Lo cierto es, que, como dice el Decimonoveno
Informe sobre el Estado de la Nación, en los últimos años “hubo progresos en la
contención de la violencia social y mejoras importantes en los indicadores
educativos y de salud”. Los avances en materia de seguridad ciudadana ha hecho que el tema, de urgente preeminencia
en la campaña del 2010, haya desaparecido del debate en la campaña del 2014. No
podía ser de otra forma después que los asaltos se redujeran de 7,166 en el
2006 a 5,912 en el 2012, los robos a casa y locales comerciales de 19,778 en el
2006 a 16,377 en el 2012, y la tasa de homicidios se redujera dramáticamente de
11.5 por cada 100,000 habitantes, a 8,8 en el período del 2010 al 2012.
En el campo social, en el año 2012 la
pobreza, medida por insuficiencia de ingresos, se redujo un 1%, la primera
reducción en un quinquenio, y como parte de una reducción de 7% desde 1990.

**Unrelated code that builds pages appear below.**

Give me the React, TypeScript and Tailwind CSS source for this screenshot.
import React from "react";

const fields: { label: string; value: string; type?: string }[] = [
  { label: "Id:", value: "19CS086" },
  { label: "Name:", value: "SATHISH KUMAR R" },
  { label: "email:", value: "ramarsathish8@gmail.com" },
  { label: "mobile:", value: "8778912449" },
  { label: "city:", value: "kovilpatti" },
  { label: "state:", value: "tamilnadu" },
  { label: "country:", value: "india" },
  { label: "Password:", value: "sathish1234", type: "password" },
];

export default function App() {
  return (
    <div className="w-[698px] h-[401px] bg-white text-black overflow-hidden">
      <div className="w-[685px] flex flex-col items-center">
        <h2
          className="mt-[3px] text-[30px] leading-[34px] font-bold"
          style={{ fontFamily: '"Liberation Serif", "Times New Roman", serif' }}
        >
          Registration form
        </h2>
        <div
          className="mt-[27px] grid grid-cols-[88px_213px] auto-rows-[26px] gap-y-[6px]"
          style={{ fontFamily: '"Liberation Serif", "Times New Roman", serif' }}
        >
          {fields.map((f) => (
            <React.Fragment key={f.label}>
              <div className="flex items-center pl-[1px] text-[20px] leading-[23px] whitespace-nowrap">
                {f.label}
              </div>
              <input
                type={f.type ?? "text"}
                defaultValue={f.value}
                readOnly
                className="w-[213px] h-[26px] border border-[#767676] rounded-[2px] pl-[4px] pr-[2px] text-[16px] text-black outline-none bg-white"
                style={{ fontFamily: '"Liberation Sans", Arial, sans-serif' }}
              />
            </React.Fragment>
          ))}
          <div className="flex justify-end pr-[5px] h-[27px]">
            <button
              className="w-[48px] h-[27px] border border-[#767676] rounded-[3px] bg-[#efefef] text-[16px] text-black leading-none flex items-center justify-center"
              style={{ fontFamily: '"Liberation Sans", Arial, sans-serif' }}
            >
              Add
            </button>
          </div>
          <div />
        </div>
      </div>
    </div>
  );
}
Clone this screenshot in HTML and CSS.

Pero cuando se mide la pobreza por el
método de Necesidades Básicas Insatisfechas, que refleja la eficacia de los
programas sociales públicos, el Estado de la Nación, con base en el censo 2011,
estima que el porcentaje de hogares con una o mas necesidades básicas
insatisfechas se redujo de 36,1% en el año 2000 a 24,6% al momento del censo. Un
46% de los distritos del país experimentó mejoras en este indicador en esos 10
años, y solo un 1,3% un descenso.
Todo esto como resultado de un esfuerzo
enorme que se ha venido haciendo desde el 2006 para aumentar la inversión
social, desde un 16,8% del PIB en el 2006, al 23% en el año 2012, pese un
déficit fiscal que habría llevado a otros precisamente a cortar esta inversión
en aras de un equilibrio que ha probado ser letal para los mas necesitados en
todo el mundo. Y esto en un entorno de inflación controlada, la menor en los
últimos 36 años según la CEPAL.
Igualmente la inversión educación ha
venido elevándose paulatinamente, pasando de un 5% del PIB en el 2006 a un 7,2%
en el 2012. No es casualidad por ejemplo que el porcentaje de repitentes en
educación tradicional haya disminuido de 9,6% en el 2006 a 7,3% en el 2012, o
que la deserción intranual en secundaria haya disminuido de 13,2% en el 2006 a
11,1 en el 2011. Agréguese el aumento de la inversión en programas de salud, de
4,9% del PIB en el 2006 a 6,8% en el 2012, lo que ha generado que el año pasado
el país redujera la tasa de mortalidad infantil, entre otros indicadores, a su
nivel mas bajo de la historia, uno que nos sitúa al nivel de países
desarrollados.
Ni hablar del desempeño del país en materia
de exportaciones, de atracción de inversiones y de incremento del numero de
turistas que nos visitan, actividades en la que el crecimiento ha sido
sostenido desde el 2006.
Y no son solo los indicadores nacionales
los que muestran que este país está muy lejos de ser el desastre que algunos
quieren pintar. Desde afuera nos miran con admiración y resaltan una y otra vez
nuestros logros. El Foro Económico Mundial califica al sistema educativo
costarricense como el primero de Latinoamérica; además somos primeros en el
Índice Global de Innovación de la Universidad de Cornell, en el Índice de
Progreso Social del Social Progress Imperative, y en el Índice de Desempeño
Ambiental de la Universidad de Yale.
Consistentemente, para desesperación de
los apóstoles del pesimismo, el país se sitúa en los primerísimos lugares de
mediciones alternativas de bienestar, lo que ha llevado que se considere a
Costa Rica como uno de los países mas felices del mundo, dato ratificado por
una encuesta de la UCR el año pasado, en la que 9 de cada 10 costarricenses se declaraba
feliz. Esto en una sociedad que es primera en el Índice de Libertad de Prensa
según la organización Reporteros sin Fronteras y cuarta en el Índice de
Percepción de la Corrupción de Transparencia Internacional.
Para definir políticas de desarrollo no debemos
permitir que nos confundan. Para ser exitosos, debemos partir de la valoración
precisa de lo que hemos alcanzado. Porque si el debate se basa en un país que
no existe, podemos terminar con un país que no queremos.